Professional Career: Owner, Grandfather Mountain Nursery, 1976-present; Asst. Dean of General College, Appalachian St. U., 1976-1984; Pres. Mayland CC, 1987-1994.
The congresswoman from the 5th District is Virginia Foxx, a Republican first elected in 2004 after emerging from a fiercely contested Republican primary. She graduated from the University of North Carolina and had a diverse professional and political background before winning election to Congress at age 61. She owned a nursery and landscape company, and taught sociology and was assistant dean of the General College at Appalachian State University. Later, she was president of Mayland Community College. She served 12 years on the Board of Education of Watauga County, on the western edge of the district (nearly as close to Knoxville, Tenn., as to Winston-Salem). In 1994, Foxx was elected to the state Senate. In the Legislature she sponsored a constitutional amendment to ban same-sex marriage and a bill to deny Social Security benefits to illegal aliens. She actively supported gun rights and home schooling, and she opposed abortion rights.
| Election Results: | ||||
| 2008 General | ||||
| Virginia Foxx (R) | 190,820 | (58%) | ($852,649) | |
| Roy Carter (D) | 136,103 | (42%) | ($238,153) | |
| 2008 Primary | ||||
| Virginia Foxx (R) | Unopposed | |||
|
Prior Winning Percentages: 2006 (57%), 2004 (59%) |
||||
In 2004, Foxx was one of five serious candidates in the Republican primary for the U.S. House seat. Collectively, they spent more than $6 million. Ed Broyhill, the son of former Republican Sen. James Broyhill, started off as the early front-runner. Broyhill was endorsed by his father’s onetime colleague Sen. Jesse Helms. Also in the race was Winston-Salem Councilman Vernon Robinson, a retired Air Force officer who campaigned as a staunch conservative, “the black Jesse Helms,” as he put it. Robinson finished first in the primary, with 24% of the vote. Foxx unexpectedly finished second, with 22%, just 511 votes ahead of Broyhill.
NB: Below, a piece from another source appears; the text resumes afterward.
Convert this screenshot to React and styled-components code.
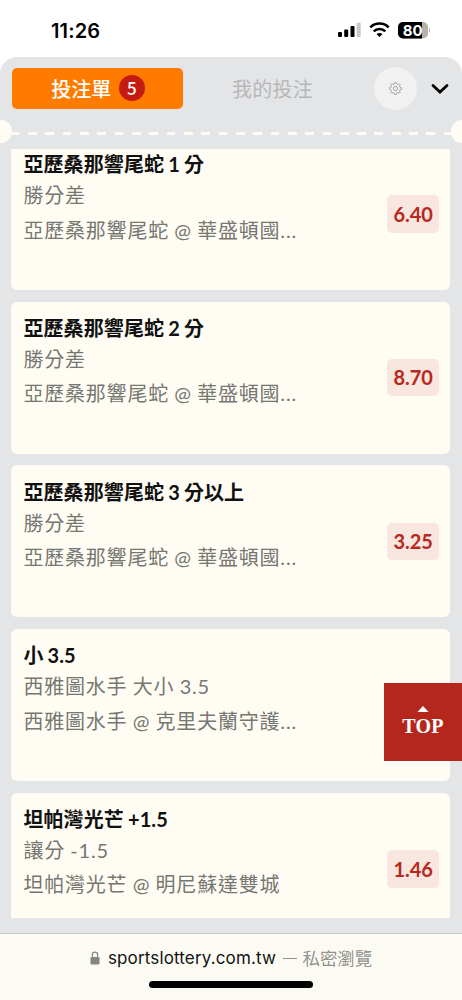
import React from 'react'
import styled, { createGlobalStyle } from 'styled-components'

const GlobalStyle = createGlobalStyle`
    * {
        box-sizing: border-box;
    }
    body {
        margin: 0;
        background: #fff;
        font-family: Lato, 'Noto Sans CJK TC', sans-serif;
    }
`

const Screen = styled.div`
    position: relative;
    display: flex;
    flex-direction: column;
    width: 462px;
    height: 1000px;
    overflow: hidden;
`

const StatusBar = styled.div`
    display: flex;
    flex: none;
    align-items: center;
    justify-content: space-between;
    height: 56.5px;
    padding: 5px 32px 0 51px;
`

const Time = styled.span`
    font-family: Inter, sans-serif;
    font-weight: 600;
    font-size: 20px;
    letter-spacing: 0.15px;
    color: #000;
`

const StatusIcons = styled.svg`
    display: block;
    width: 94px;
    height: 20px;
    margin-top: 3px;
`

const Panel = styled.main`
    display: flex;
    flex: 1;
    flex-direction: column;
    min-height: 0;
    border-radius: 17px 17px 0 0;
    background: #e4e5e7;
    overflow: hidden;
`

const Tabs = styled.div`
    display: flex;
    flex: none;
    align-items: center;
    height: 63.5px;
    padding: 0 11px 0 11.5px;
`

const Tab = styled.button`
    display: flex;
    align-items: center;
    justify-content: center;
    gap: 7.5px;
    width: ${props => props.$active ? '171px' : '180px'};
    height: 40.5px;
    padding: ${props => props.$active ? '0 0 0 2px' : '0'};
    border: 0;
    border-radius: 5px;
    background: ${props => props.$active ? '#ff7b00' : 'transparent'};
    color: ${props => props.$active ? '#fff' : '#b6b7b8'};
    font-family: Lato, 'Noto Sans CJK TC', sans-serif;
    font-size: 20px;
    font-weight: ${props => props.$active ? 500 : 400};
    letter-spacing: ${props => props.$active ? '0' : '0.2px'};
`

const Count = styled.span`
    display: flex;
    align-items: center;
    justify-content: center;
    width: 26px;
    height: 26px;
    padding-bottom: 1px;
    border-radius: 50%;
    background: #c41a12;
    font-family: 'Noto Sans CJK TC', sans-serif;
    font-size: 17px;
    font-weight: 500;
`

const Settings = styled.button`
    display: flex;
    align-items: center;
    justify-content: center;
    width: 43px;
    height: 43px;
    margin-left: 11.5px;
    padding: 0;
    border: 0;
    border-radius: 50%;
    background: #f1f1f2;
`

const Collapse = styled.svg`
    width: 18px;
    height: 12px;
    margin: 2px 0 0 13.8px;
`

const Perforation = styled.div`
    display: flex;
    flex: none;
    align-items: center;
    height: 23px;
`

const Notch = styled.span`
    width: 11.5px;
    height: 23px;
    border-radius: ${props => props.$right ? '12px 0 0 12px' : '0 12px 12px 0'};
    background: #fffdf3;
`

const Dashes = styled.span`
    flex: 1;
    height: 3px;
    margin-top: 3px;
    background: repeating-linear-gradient(to right, #fffdf3 0 7.3px, transparent 7.3px 15.9px, #fffdf3 15.9px 17.33px);
`

const List = styled.div`
    display: flex;
    flex: none;
    flex-direction: column;
    gap: 11.5px;
    height: 769px;
    margin: 6px 11.6px 0 11.4px;
    overflow: hidden;
`

const Card = styled.article`
    display: flex;
    flex: none;
    align-items: flex-start;
    justify-content: space-between;
    height: 152.2px;
    padding: 11.3px 11.5px 0 12px;
    border-radius: 6px;
    background: #fffdf3;

    /* the list is scrolled a little past its first card */
    &:first-child {
        margin-top: -11.1px;
    }
`

const Pick = styled.div`
    width: 290px;
    white-space: nowrap;

    & h3 {
        margin: 0;
        font-size: 20px;
        line-height: 31px;
        font-weight: 700;
        letter-spacing: 0.1px;
        word-spacing: -0.9px;
        color: #111;
    }

    & p {
        margin: 0;
        font-size: 20px;
        font-weight: 400;
        line-height: 31px;
        letter-spacing: 0.8px;
        word-spacing: -0.6px;
        color: #767672;
    }

    & p + p {
        margin-top: 3.5px;
    }
`

const Odds = styled.span`
    display: flex;
    align-items: center;
    justify-content: center;
    width: 51.5px;
    height: 37.5px;
    margin-top: 46.1px;
    padding-bottom: 0.5px;
    border-radius: 5px;
    background: #f8e6df;
    color: #b7281d;
    font-size: 20px;
    font-weight: 700;
`

const TopButton = styled.button`
    position: absolute;
    top: 682.5px;
    right: 0;
    display: flex;
    flex-direction: column;
    align-items: center;
    width: 78px;
    height: 78px;
    padding: 23px 0 0;
    border: 0;
    background: #b5271c;
    color: #fff;
    font-family: 'Liberation Serif', serif;
    font-size: 20px;
    font-weight: 700;
    line-height: 22px;
    letter-spacing: 0.2px;

    & svg {
        display: block;
        width: 12px;
        height: 6.5px;
        margin-bottom: 3.2px;
    }
`

const AddressBar = styled.footer`
    display: flex;
    flex: none;
    flex-direction: column;
    align-items: center;
    height: 67px;
    border-top: 1px solid #c9c9c9;
    background: #fcfbf3;
`

const Address = styled.div`
    display: flex;
    align-items: center;
    height: 47px;
    font-family: Inter, 'Noto Sans CJK TC', sans-serif;
    font-size: 17px;
    letter-spacing: 0.15px;
    color: #111;

    & svg {
        width: 10px;
        height: 14px;
        margin-right: 8px;
    }

    & small {
        margin-left: 7px;
        font-size: 17.4px;
        letter-spacing: 0;
        color: #929290;
    }

    & i {
        display: inline-block;
        width: 14px;
        height: 1.3px;
        margin-right: 5.5px;
        background: #929290;
        vertical-align: 6px;
    }
`

const HomeIndicator = styled.span`
    width: 164px;
    height: 7px;
    border-radius: 4px;
    background: #000;
`

const picks = [
    { title: '亞歷桑那響尾蛇 1 分', market: '勝分差', match: '亞歷桑那響尾蛇 @ 華盛頓國...', odds: '6.40' },
    { title: '亞歷桑那響尾蛇 2 分', market: '勝分差', match: '亞歷桑那響尾蛇 @ 華盛頓國...', odds: '8.70' },
    { title: '亞歷桑那響尾蛇 3 分以上', market: '勝分差', match: '亞歷桑那響尾蛇 @ 華盛頓國...', odds: '3.25' },
    { title: '小 3.5', market: '西雅圖水手 大小 3.5', match: '西雅圖水手 @ 克里夫蘭守護...' },
    { title: '坦帕灣光芒 +1.5', market: '讓分 -1.5', match: '坦帕灣光芒 @ 明尼蘇達雙城', odds: '1.46' },
]

const PhoneStatus = () => (
    <StatusBar>
        <Time>11:26</Time>
        <StatusIcons viewBox='0 0 94 20'>
            <rect x='2' y='10' width='4' height='5' rx='1' />
            <rect x='8.2' y='7.5' width='4' height='7.5' rx='1' />
            <rect x='14.5' y='4' width='4' height='11' rx='1' />
            <rect x='20.7' y='0.8' width='4' height='14.2' rx='1' fill='#c8c8c8' />
            <g fill='none' stroke='#000' strokeWidth='2.6'>
                <path d='M34.3 5.300a13 13 0 0 1 18.400 0' />
                <path d='M37.700 9.400a8.300 8.300 0 0 1 11.600 0' />
            </g>
            <path d='M40.500 12a5 5 0 0 1 6 0L43.500 15z' />
            <rect x='62' y='0' width='30' height='16.500' rx='5' fill='#b2b2b2' />
            <path d='M67 0h19v16.500H67a5 5 0 0 1-5-5V5a5 5 0 0 1 5-5z' />
            <path d='M93 5.700q3 2.500 0 5z' fill='#b2b2b2' />
            <text x='76.800' y='13.600' fill='#fff' fontFamily='Inter, sans-serif' fontSize='15' fontWeight='700' textAnchor='middle'>80</text>
        </StatusIcons>
    </StatusBar>
)

const BetCard = ({ pick }) => (
    <Card>
        <Pick>
            <h3>{pick.title}</h3>
            <p>{pick.market}</p>
            <p>{pick.match}</p>
        </Pick>
        {pick.odds && <Odds>{pick.odds}</Odds>}
    </Card>
)

const App = () => {
    return (
        <Screen>
            <GlobalStyle />
            <PhoneStatus />
            <Panel>
                <Tabs>
                    <Tab $active>投注單 <Count>5</Count></Tab>
                    <Tab>我的投注</Tab>
                    <Settings>
                        <svg width='13' height='13' viewBox='0 0 12 12' fill='none' stroke='#9b9b9b' strokeWidth='0.8' strokeLinejoin='round'>
                            <path d='M4.900 1.900 5.300.5h1.400l.4 1.400 1 .4 1.300-.7 1 1-.7 1.300.4 1 1.400.4v1.400l-1.400.4-.4 1 .7 1.300-1 1-1.300-.7-1 .4-.4 1.400H5.300l-.4-1.400-1-.4-1.300.7-1-1 .7-1.300-.4-1L.5 6.700V5.300l1.400-.4.4-1-.7-1.300 1-1 1.300.7z' />
                            <circle cx='6' cy='6' r='1.900' />
                        </svg>
                    </Settings>
                    <Collapse viewBox='0 0 18 12'>
                        <path d='M2 2.500l7 6.500 7-6.500' fill='none' stroke='#000' strokeWidth='2.800' strokeLinecap='round' />
                    </Collapse>
                </Tabs>
                <Perforation>
                    <Notch />
                    <Dashes />
                    <Notch $right />
                </Perforation>
                <List>
                    {picks.map(pick => <BetCard key={pick.title} pick={pick} />)}
                </List>
            </Panel>
            <TopButton>
                <svg viewBox='0 0 12 6.5'><path d='M6 0l6 6.500H0z' fill='#fff' /></svg>
                TOP
            </TopButton>
            <AddressBar>
                <Address>
                    <svg viewBox='0 0 10 14'>
                        <rect x='.5' y='6' width='9' height='7.500' rx='1.300' fill='#858585' />
                        <path d='M2.300 6V3.800a2.700 2.700 0 0 1 5.400 0V6' fill='none' stroke='#858585' strokeWidth='1.200' />
                    </svg>
                    sportslottery.com.tw
                    <small><i />私密瀏覽</small>
                </Address>
                <HomeIndicator />
            </AddressBar>
        </Screen>
    )
}
export default App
The four-week campaign for the runoff was heatedly contested. Robinson said that Foxx was “fighting the cultural war on the wrong side,” and he aired several controversial ads targeting his tougher position on illegal immigrants. Foxx warned voters that Robinson’s aggressive style would make him a weak general election candidate who could lose, although that seemed unlikely in a district that twice voted 66% for George W. Bush. Foxx won 55%-45%, with between 73% and 82% in her home area in the three mountain counties. Robinson carried Forsyth County, which cast 40% of the vote, but by only 38 votes. In the general election, Foxx won 59%-41%.
In the House, Foxx has a solidly conservative voting record and an outspoken style. She reinforced her reputation as a tightfisted spender when she was one of 11 members voting against House passage of the $52 billion relief package following Hurricane Katrina. “The real issue for me was accountability,” Foxx said. She was more generous for local projects, taking credit for $500,000 for a teapot museum in Sparta, which President Bush later criticized as wasteful spending. After such earmarked spending became controversial, Foxx said in December 2007 that she no longer would seek earmarks, but she also criticized Democrats for “hypocrisy” when they attacked the lack of “transparency” in her requested projects. Foxx opposed federal support for embryonic-stem cell research, which uses frozen embryos from in vitro fertilization. “Killing human life does not have to be accomplished to create efficacious treatment,” she said. In November 2008, Foxx sponsored legislation to prevent unspent portions of the $700 billion in bailout funds for the financial industry from being distributed, complaining there had been no meaningful oversight of the way the first $290 billion was were used by private companies.
Foxx has been re-elected by unimpressive margins against low-profile opponents.